Ultimately, however, Khan’s fate may hinge on the state of his relationship with the country’s military leadership. In October, Khan and the army chief General Qamar Bajwa engaged in an extraordinary, weeks-long and public standoff over the replacement of the country’s top spy, then-Director General of the Inter Services Intelligence (DG ISI) Gen Faiz Hameed, who Khan wanted to continue as spy chief.
Khan lost that battle against Bajwa, and Hameed was replaced as DG ISI. But the political reverberations from that standoff have been intense. On the verge of forcing a no-confidence vote in parliament, the opposition is candid about the effect of a changed civil-military dynamic on political calculations.

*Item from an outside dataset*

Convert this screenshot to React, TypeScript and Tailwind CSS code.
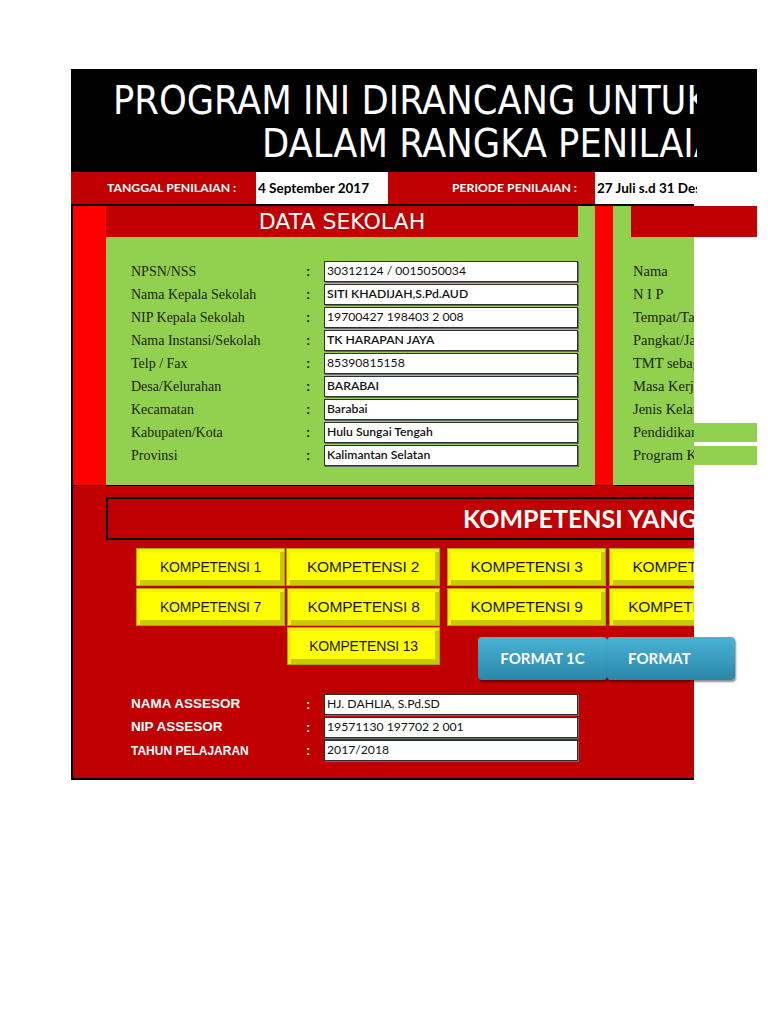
import type { ReactNode } from 'react';

const serif = { fontFamily: '"Liberation Serif", "Times New Roman", serif' };
const calibri = { fontFamily: 'Lato, "Open Sans", sans-serif' };
const dejavu = { fontFamily: '"DejaVu Sans", sans-serif' };
const arial = { fontFamily: '"Liberation Sans", Arial, sans-serif' };

const sekolah: { label: string; value: string; strong?: boolean }[] = [
  { label: 'NPSN/NSS', value: '30312124 / 0015050034' },
  { label: 'Nama Kepala Sekolah', value: 'SITI KHADIJAH,S.Pd.AUD', strong: true },
  { label: 'NIP Kepala Sekolah', value: '19700427 198403 2 008' },
  { label: 'Nama Instansi/Sekolah', value: 'TK HARAPAN JAYA', strong: true },
  { label: 'Telp / Fax', value: '85390815158' },
  { label: 'Desa/Kelurahan', value: 'BARABAI', strong: true },
  { label: 'Kecamatan', value: 'Barabai', strong: true },
  { label: 'Kabupaten/Kota', value: 'Hulu Sungai Tengah', strong: true },
  { label: 'Provinsi', value: 'Kalimantan Selatan', strong: true },
];

const guru: { label: string; extra?: boolean }[] = [
  { label: 'Nama' },
  { label: 'N I P' },
  { label: 'Tempat/Tanggal Lahir' },
  { label: 'Pangkat/Jabatan' },
  { label: 'TMT sebagai Guru' },
  { label: 'Masa Kerja' },
  { label: 'Jenis Kelamin' },
  { label: 'Pendidikan', extra: true },
  { label: 'Program Keahlian', extra: true },
];

const assesor = [
  { label: 'NAMA ASSESOR', value: 'HJ. DAHLIA, S.Pd.SD', size: 'text-[13.5px]' },
  { label: 'NIP ASSESOR', value: '19571130 197702 2 001', size: 'text-[13.5px]' },
  { label: 'TAHUN PELAJARAN', value: '2017/2018', size: 'text-[12px]' },
];

function InputBox({ children, strong }: Readonly<{ children: ReactNode; strong?: boolean }>) {
  return (
    <div
      className={
        'flex h-[21px] w-[254px] items-center border border-[#2f2f2f] bg-white pl-[2px] text-[12.2px] leading-none text-[#111] shadow-[1px_1px_0_#6b6b6b] ' +
        (strong ? 'font-semibold' : 'font-normal')
      }
      style={calibri}
    >
      {children}
    </div>
  );
}

function KButton({ label, width, big }: Readonly<{ label: string; width: string; big?: boolean }>) {
  return (
    <div
      className={
        'flex h-[38px] shrink-0 items-center justify-center border border-[#a8a800] bg-[#ffff00] text-[#1a1a00] shadow-[inset_3px_3px_0_#f2f200,inset_-4px_-5px_0_#c9c900] ' +
        width +
        ' ' +
        (big ? 'text-[15.5px]' : 'text-[14px]')
      }
      style={arial}
    >
      <span className="tracking-[-0.2px]">{label}</span>
    </div>
  );
}

// the sheet's print area stops at x=694, so the second label is cut there
function FormatButton({ label, width, clip }: Readonly<{ label: string; width: string; clip?: boolean }>) {
  return (
    <div
      className={
        'flex h-[43px] shrink-0 items-center rounded-[4px] bg-gradient-to-b from-[#49b3d6] to-[#2a87a8] text-[15px] font-bold text-white shadow-[1px_2px_2px_rgba(0,0,0,0.45)] ' +
        width +
        (clip ? ' justify-start' : ' justify-center')
      }
      style={calibri}
    >
      {clip ? (
        <div className="w-[87px] overflow-hidden whitespace-nowrap pl-[21px]">{label}</div>
      ) : (
        label
      )}
    </div>
  );
}

export default function App() {
  return (
    <div className="min-h-[1024px] w-[768px] bg-white pt-[69px] pl-[71px]">
      {/* judul */}
      <div className="h-[103px] w-[686px] bg-black pt-[10px]">
        <div
          className="w-[626px] overflow-hidden whitespace-nowrap text-white"
          style={{ fontFamily: '"DejaVu Sans Condensed", "DejaVu Sans", sans-serif' }}
        >
          <div className="pl-[42px] text-[39.3px] leading-[43px]">PROGRAM INI DIRANCANG UNTUK MEMBANTU</div>
          <div className="pl-[191px] text-[39.3px] leading-[43px]">DALAM RANGKA PENILAIAN KINERJA GURU</div>
        </div>
      </div>

      <div className="flex h-[32px] w-[626px]">
        <div
          className="flex w-[185px] items-center bg-[#c00000] pl-[36px] text-[12.2px] font-bold text-white"
          style={calibri}
        >
          TANGGAL PENILAIAN :
        </div>
        <div className="flex w-[132px] items-center bg-white pl-[2px] text-[13.5px] font-bold text-black" style={calibri}>
          4 September 2017
        </div>
        <div
          className="flex w-[207px] items-center bg-[#c00000] pl-[64px] text-[12.2px] font-bold text-white"
          style={calibri}
        >
          PERIODE PENILAIAN :
        </div>
        <div
          className="flex w-[102px] items-center overflow-hidden whitespace-nowrap bg-white pl-[2px] text-[13.5px] font-bold text-black"
          style={calibri}
        >
          27 Juli s.d 31 Desember 2017
        </div>
      </div>

      {/* isi */}
      <div className="w-[623px] border-t-2 border-b-2 border-l-2 border-black bg-[#c00000]">
        <div className="flex h-[280px] border-b border-black">
          <div className="w-[33px] bg-[#ff0000]" />
          <div className="flex w-[489px] flex-col">
            <div className="flex h-[31px]">
              <div className="flex w-[472px] items-center justify-center bg-[#c00000] text-[22px] text-white" style={dejavu}>
                DATA SEKOLAH
              </div>
              <div className="w-[17px] bg-[#92d050]" />
            </div>
            <div className="flex flex-1 flex-col gap-[2px] bg-[#92d050] pt-[24px] pl-[25px]">
              {sekolah.map(row => (
                <div key={row.label} className="flex h-[21px] items-center">
                  <div className="w-[175px] text-[14px] text-[#1c2410]" style={serif}>
                    {row.label}
                  </div>
                  <div className="w-[18px] text-[13px] font-bold text-[#1c2410]" style={arial}>
                    :
                  </div>
                  <InputBox strong={row.strong}>{row.value}</InputBox>
                </div>
              ))}
            </div>
          </div>
          <div className="w-[18px] bg-[#ff0000]" />
          <div className="w-[18px] bg-[#92d050]" />
          <div className="flex w-[63px] flex-col">
            <div className="h-[31px] w-[126px] shrink-0 bg-[#c00000]" />
            <div className="flex flex-1 flex-col gap-[2px] bg-[#92d050] pt-[24px]">
              {guru.map(row => (
                <div key={row.label} className="flex h-[21px] items-center">
                  <div
                    className="w-[63px] shrink-0 overflow-hidden whitespace-nowrap pl-[2px] text-[14.5px] text-[#1c2410]"
                    style={serif}
                  >
                    {row.label}
                  </div>
                  {row.extra && <div className="h-[19px] w-[63px] shrink-0 bg-[#92d050]" />}
                </div>
              ))}
            </div>
          </div>
        </div>

        <div className="pt-[11px] pb-[17px]">
          <div className="ml-[33px] flex h-[43px] w-[588px] items-center overflow-hidden whitespace-nowrap border-t-2 border-b-2 border-l-2 border-black pl-[355px]">
            <span className="text-[25px] font-bold text-white" style={calibri}>
              KOMPETENSI YANG DINILAI
            </span>
          </div>

          <div className="mt-[8px] w-[621px] overflow-hidden">
            <div className="flex pl-[63px]">
              <KButton label="KOMPETENSI 1" width="w-[149px]" />
              <div className="ml-[1px]">
                <KButton label="KOMPETENSI 2" width="w-[154px]" big />
              </div>
              <div className="ml-[7px]">
                <KButton label="KOMPETENSI 3" width="w-[159px]" big />
              </div>
              <div className="ml-[3px]">
                <KButton label="KOMPETENSI 4" width="w-[159px]" big />
              </div>
            </div>
            <div className="mt-[2px] flex pl-[63px]">
              <KButton label="KOMPETENSI 7" width="w-[149px]" />
              <div className="ml-[2px]">
                <KButton label="KOMPETENSI 8" width="w-[153px]" big />
              </div>
              <div className="ml-[7px]">
                <KButton label="KOMPETENSI 9" width="w-[159px]" big />
              </div>
              <div className="ml-[3px]">
                <KButton label="KOMPETENSI 10" width="w-[159px]" big />
              </div>
            </div>
          </div>

          <div className="mt-[1px] flex items-start pl-[214px]">
            <KButton label="KOMPETENSI 13" width="w-[153px]" />
            <div className="mt-[10px] ml-[38px] flex">
              <FormatButton label="FORMAT 1C" width="w-[129px]" />
              <FormatButton label="FORMAT 1D" width="w-[128px]" clip />
            </div>
          </div>

          <div className="mt-[14px] flex flex-col gap-[2px] pl-[58px]">
            {assesor.map(row => (
              <div key={row.label} className="flex h-[21px] items-center">
                <div className={'w-[175px] font-bold text-white ' + row.size} style={arial}>
                  {row.label}
                </div>
                <div className="w-[18px] text-[13px] font-bold text-white" style={arial}>
                  :
                </div>
                <InputBox>{row.value}</InputBox>
              </div>
            ))}
          </div>
        </div>
      </div>
    </div>
  );
}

“In our view, the crutch that was holding the government up was removed in October and so it’s time to do what’s been the crying need for a while,” Khurram Dastagir, a senior PMLN parliamentarian and former federal minister, told Al Jazeera. “The unstoppable wave of inflation, particularly food inflation, can’t go on. The government has to go.”
Dastagir denied that the opposition is simply trying to replace Khan in the military’s affections and tolerance. “The army has taken a step back, which is what we have demanded. We see it as a victory of democratic norms.”
Unsurprisingly, Prime Minister Khan has a different view.
In a video message on Thursday, Khan called on the public to join him in a major rally in Islamabad on March 27 to stand against “evil” and defend “democracy and the nation”. The theme of the rally is an Islamic reference to promoting good.